What Was The Boeing 367-80?
Boeing delivered a game-changing airplane with the 707. Often credited with ushering in the jet era, it was one of the leading airliners across the globe all through the 60s and 70s. However, there’s a long story before the 707 became a reality, and central to that story is the prototype aircraft – the Boeing 367-80.
The Boeing 367-80 was a prototype aircraft that later spawned the 707. Photo: Smithsonian National Air and Space Museum.
By the middle of the last century, Boeing had established itself as a successful military aircraft manufacturer, producing cargo and bomber airplanes for the US Air Force, such as the C-97 Stratofreighter and the B-17.
For its next outing, Boeing wanted to create a jet-powered military transport airplane but failed to get the US Air Force excited.

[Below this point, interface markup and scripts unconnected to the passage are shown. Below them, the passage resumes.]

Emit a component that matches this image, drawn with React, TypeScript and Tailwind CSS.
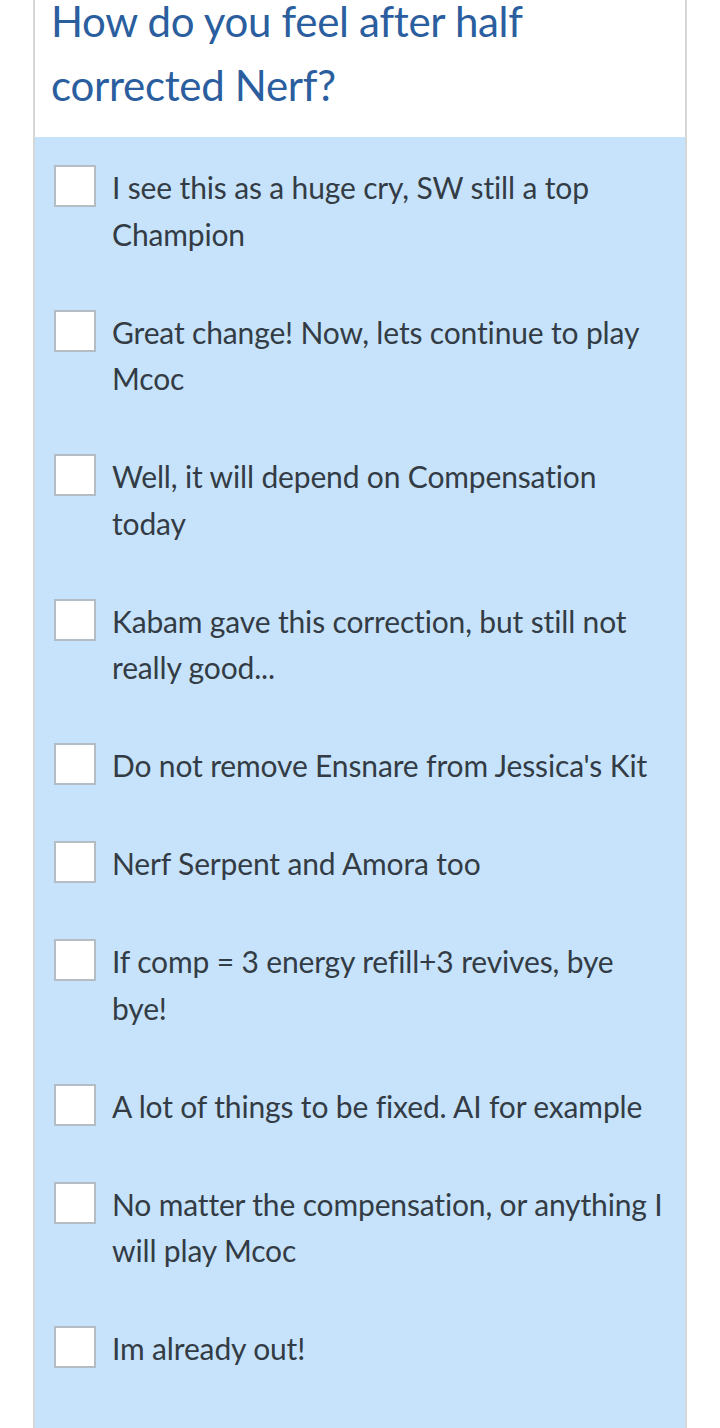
import React from "react";

const options: string[][] = [
  ["I see this as a huge cry, SW still a top", "Champion"],
  ["Great change! Now, lets continue to play", "Mcoc"],
  ["Well, it will depend on Compensation", "today"],
  ["Kabam gave this correction, but still not", "really good..."],
  ["Do not remove Ensnare from Jessica's Kit"],
  ["Nerf Serpent and Amora too"],
  ["If comp = 3 energy refill+3 revives, bye", "bye!"],
  ["A lot of things to be fixed. AI for example"],
  ["No matter the compensation, or anything I", "will play Mcoc"],
  ["Im already out!"],
];

function PollOption({ lines }: { lines: string[] }) {
  return (
    <label className="flex items-start gap-4">
      <span className="mt-[1px] h-[42px] w-[42px] shrink-0 border-2 border-[#b4bcc4] bg-white" />
      <span className="flex flex-col text-[30px] leading-[46.5px] text-[#333c45] tracking-[-0.15px]">
        {lines.map((l) => (
          <span key={l} className="whitespace-nowrap">
            {l}
          </span>
        ))}
      </span>
    </label>
  );
}

export default function App() {
  return (
    <div className="h-[1428px] overflow-hidden bg-white font-['Lato',sans-serif]">
      <div className="mx-[33px] flex h-full flex-col border-x-2 border-[#d6d6d6]">
        {/* Question header */}
        <div className="h-[137px] shrink-0 overflow-hidden bg-white pl-[16px]">
          <h2 className="-mt-[11px] text-[42px] leading-[64px] text-[#2a5e9e] tracking-[-0.3px]">
            How do you feel after half
            <br />
            corrected Nerf?
          </h2>
        </div>

        {/* Options */}
        <div className="flex flex-1 flex-col gap-[51.5px] bg-[#c7e3fb] pl-[19px] pt-[27px]">
          {options.map((o) => (
            <PollOption key={o[0]} lines={o} />
          ))}
        </div>
      </div>
    </div>
  );
}
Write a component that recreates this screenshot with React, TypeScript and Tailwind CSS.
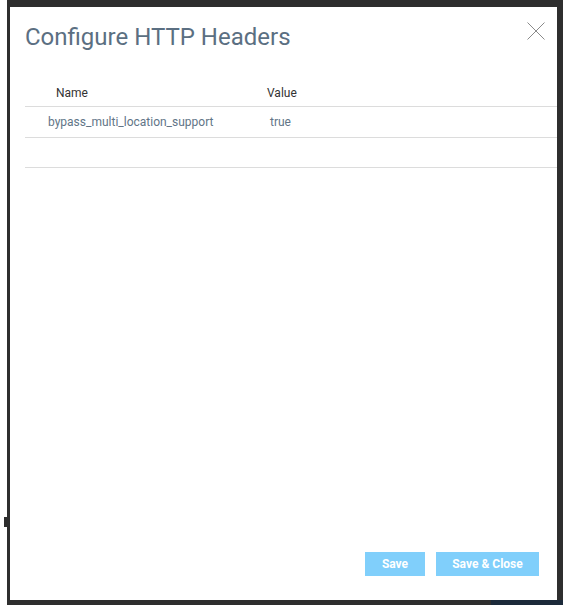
const headers = [{ name: "bypass_multi_location_support", value: "true" }];

export default function App() {
  return (
    <div className="h-[605px] w-[563px] bg-white font-['Roboto',sans-serif]">
      <div className="relative ml-[7px] h-full bg-[#2e2e2e] pb-[5px] pl-[3px] pr-[6px] pt-[7px]">
        {/* underlying page bits peeking out */}
        <div className="absolute bottom-0 right-0 h-[5px] w-[72px] bg-[#1c2a3a]" />
        <div className="absolute left-[-3px] top-[517px] h-[10px] w-[3px] bg-[#2e2e2e]" />

        <div className="relative flex h-full flex-col bg-white">
          <button type="button" className="absolute right-[12px] top-[15px]">
            <svg width="18" height="18" viewBox="0 0 18 18" className="block">
              <path d="M0.5 0.5 L17.5 17.5 M17.5 0.5 L0.5 17.5" stroke="#8a8a8a" strokeWidth="1" fill="none" />
            </svg>
          </button>

          <h1 className="pl-[15px] pt-[14px] text-[24px] leading-[32px] font-normal text-[#5b6f82]">
            Configure HTTP Headers
          </h1>

          <div className="mt-[31px] ml-[15px]">
            <div className="flex h-[23px] items-start border-b border-[#dcdcdc] text-[12px] text-[#333]">
              <div className="w-[212px] pl-[31px]">Name</div>
              <div className="pl-[30px]">Value</div>
            </div>
            {headers.map((h) => (
              <div key={h.name} className="flex h-[31px] items-center border-b border-[#dcdcdc] text-[12px] text-[#627587]">
                <div className="w-[212px] pl-[23px]">{h.name}</div>
                <div className="pl-[33px]">{h.value}</div>
              </div>
            ))}
            <div className="h-[30px] border-b border-[#dcdcdc]" />
          </div>

          <div className="mt-auto flex justify-end gap-[11px] pb-[24px] pr-[18px]">
            <button type="button" className="h-[24px] w-[60px] bg-[#80cffb] text-[12px] font-bold text-white">
              Save
            </button>
            <button type="button" className="h-[24px] w-[103px] bg-[#80cffb] text-[12px] font-bold text-white">
              Save &amp; Close
            </button>
          </div>
        </div>
      </div>
    </div>
  );
}
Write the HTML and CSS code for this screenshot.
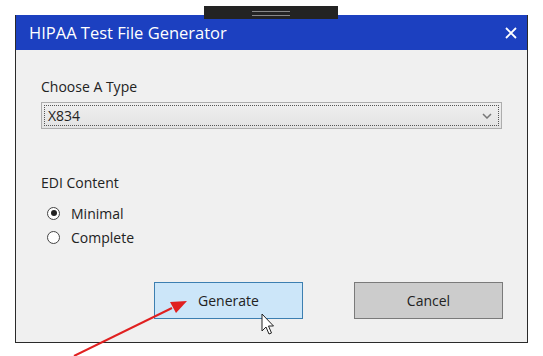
FILE: index.html
```html
<!DOCTYPE html>
<html>
<head>
<meta charset="utf-8">
<link rel="stylesheet" href="styles.css">
</head>
<body>
<div class="stage">
  <div class="window">
    <div class="titlebar">
      <span class="title">HIPAA Test File Generator</span>
      <svg class="close" width="12" height="12" viewBox="0 0 12 12"><path d="M1 1 L11 11 M11 1 L1 11" stroke="#fff" stroke-width="1.8"/></svg>
    </div>
    <div class="content">
      <div class="label first">Choose A Type</div>
      <div class="select">
        <span class="focus"></span>
        <span class="value">X834</span>
        <svg class="chev" width="10" height="6" viewBox="0 0 10 6"><path d="M1 1 L5 5 L9 1" fill="none" stroke="#777" stroke-width="1.5"/></svg>
      </div>
      <div class="label second">EDI Content</div>
      <div class="radios">
        <div class="radio"><span class="dot checked"></span><span>Minimal</span></div>
        <div class="radio"><span class="dot"></span><span>Complete</span></div>
      </div>
      <div class="buttons">
        <div class="btn gen">Generate</div>
        <div class="btn cancel">Cancel</div>
      </div>
    </div>
  </div>
  <div class="tab"><span class="grip"></span></div>
  <svg class="cursor" width="14" height="24" viewBox="0 0 14 24"><path d="M1 1 L1 18 L5 14 L8 21 L10.5 20 L7.5 13 L12.5 13 Z" fill="#fff" stroke="#222" stroke-width="1"/></svg>
  <svg class="arrow" width="543" height="356" viewBox="0 0 543 356"><line x1="74" y1="356" x2="172" y2="308" stroke="#e02020" stroke-width="2"/><path d="M187 301 L170 302 L176 313 Z" fill="#e02020"/></svg>
</div>
</body>
</html>
```
FILE: styles.css
```css
html, body { margin: 0; padding: 0; background: #fff; }
body { width: 543px; height: 356px; overflow: hidden; font-family: "Open Sans", "Noto Sans", sans-serif; }
.stage { position: relative; width: 543px; height: 356px; padding: 15px 0 0 15px; box-sizing: border-box; }
.window { width: 513px; border: 1px solid #2a2a2a; border-top: none; box-sizing: border-box; }
.titlebar { height: 35px; background: #1c40c0; display: flex; align-items: center; justify-content: space-between; padding: 0 10px 0 13px; color: #fff; }
.title { font-size: 16.5px; }
.content { background: #f0f0f0; height: 292px; padding: 27px 0 0 25px; box-sizing: border-box; color: #222; }
.label { font-size: 14px; line-height: 20px; }
.select { position: relative; margin-top: 5px; width: 461px; height: 27px; box-sizing: border-box; border: 1px solid #adadad; background: linear-gradient(#efefef, #e3e3e3); display: flex; align-items: center; padding-left: 6px; font-size: 14px; }
.focus { position: absolute; inset: 2px; border: 1px dotted #555; }
.chev { position: absolute; right: 9px; top: 10px; }
.second { margin-top: 44px; }
.radios { margin-top: 8px; display: flex; flex-direction: column; }
.radio { display: flex; align-items: center; height: 24px; font-size: 14px; gap: 11px; padding-left: 6px; }
.dot { width: 13px; height: 13px; border: 1px solid #444; border-radius: 50%; background: #fff; box-sizing: border-box; position: relative; }
.dot.checked::after { content: ""; position: absolute; left: 2.5px; top: 2.5px; width: 6px; height: 6px; border-radius: 50%; background: #222; }
.buttons { display: flex; gap: 51px; margin-top: 33px; padding-left: 113px; }
.btn { width: 149px; height: 37px; box-sizing: border-box; display: flex; align-items: center; justify-content: center; font-size: 14px; }
.gen { background: #cce6f9; border: 1px solid #3c7fb1; }
.cancel { background: #cccccc; border: 1px solid #7a7a7a; }
.tab { position: absolute; left: 204px; top: 6px; width: 134px; height: 13px; background: #232323; display: flex; justify-content: center; padding-top: 5px; box-sizing: border-box; }
.grip { width: 38px; height: 3px; border-top: 1px solid #888; border-bottom: 1px solid #888; }
.cursor { position: absolute; left: 261px; top: 313px; }
.arrow { position: absolute; left: 0; top: 0; pointer-events: none; }
```
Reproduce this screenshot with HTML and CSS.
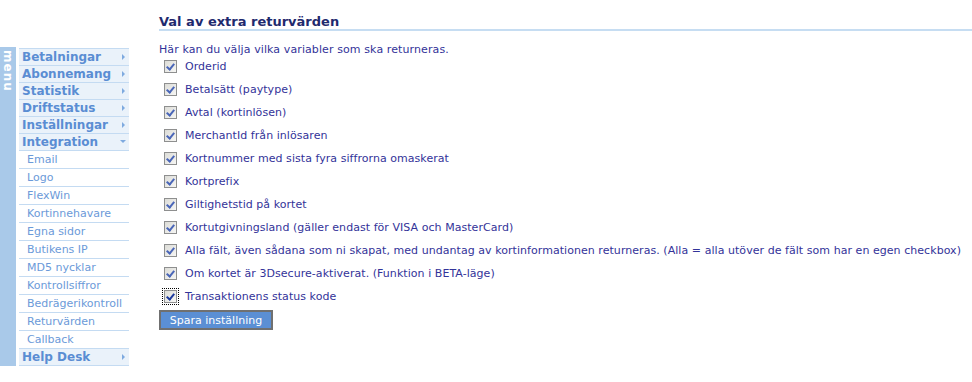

With no funding available, the planemaker decided to take a gamble and pour in $16 million into the project (two-thirds of the company’s net profits until then).
Without a single order, Boeing began developing the prototype under wraps and designated Model 367-80 to give an idea that it was just developing an improved version of the C-97 Stratofreighter. The company’s future hung in the balance as the failure of the 367-80 project would push Boeing into bankruptcy.
Boeing took a massive gamble with the 367-80 and began developing the prototype without a single order. Photo: Joe Parke via Wikimedia Commons
After several design changes, the prototype looked nothing like the C-97, with the main difference being the swept-wing design based on the wings of the B-47 and B-52. Because it was modeled to be a military tanker, the 367-80 had few windows and no seats.
Two years after construction began, the Boeing 367-80, also popularly called the Dash-80, took its first flight on July 15, 1954. The gamble paid off, and the US Air Force ordered 29 airplanes to serve tankers/transporters after asking Boeing to widen the design by 12 inches. The Air Force designated the airplane as KC-135A, and Boeing went on to build 732 units of the military version.
Boeing’s next target for the 367-80 was the airline industry. Commercial aviation at the time was hesitant about transitioning from propeller-powered airplanes to jet planes. The fatal crashes of the British-made de Havilland Comet a few years ago had also shaken the confidence of passengers in jet-powered aircraft.
But Boeing wanted to challenge the monopoly of Douglas in commercial space. In 1955, the company decided to display the Dash-80 to airline executives gathered in Seattle for the annual IATA convention, which coincided with the Gold Cup hydroplane races held on Lake Washington. Test pilot Tex Johnston turned what was supposed to be a simple flyover into a thrilling event by performing a couple of barrel rolls, impressing the gobsmacked airline officials.
Soon after, Pan Am placed an order of 20 Dash-80s after convincing Boeing to make some design changes. By now, the new airplane had come to be known as the Boeing 707 and went on to become a leading jetliner for the next two decades.
The aircraft is currently placed at Smithsonian’s National Air and Space Museum in Washington, DC Photo: Smithsonian’s National Air and Space Museum
Where is it now?
The Dash-80’s career didn’t end with the rollout of the successive 707s. With a gross weight of 160,000 pounds, top speed of more than 600 mph, and a range of 2,000 miles, the Dash-80 was later used as a testbed aircraft. Many significant tests performed on it were incorporated in future generations of airplanes, including the Boeing 727.
After a long and successful career, the Boeing 367-80 was handed over to the Smithsonian’s National Air and Space Museum in 1972. In 2003, it was moved to the museum’s new facility at Washington Dulles International Airport.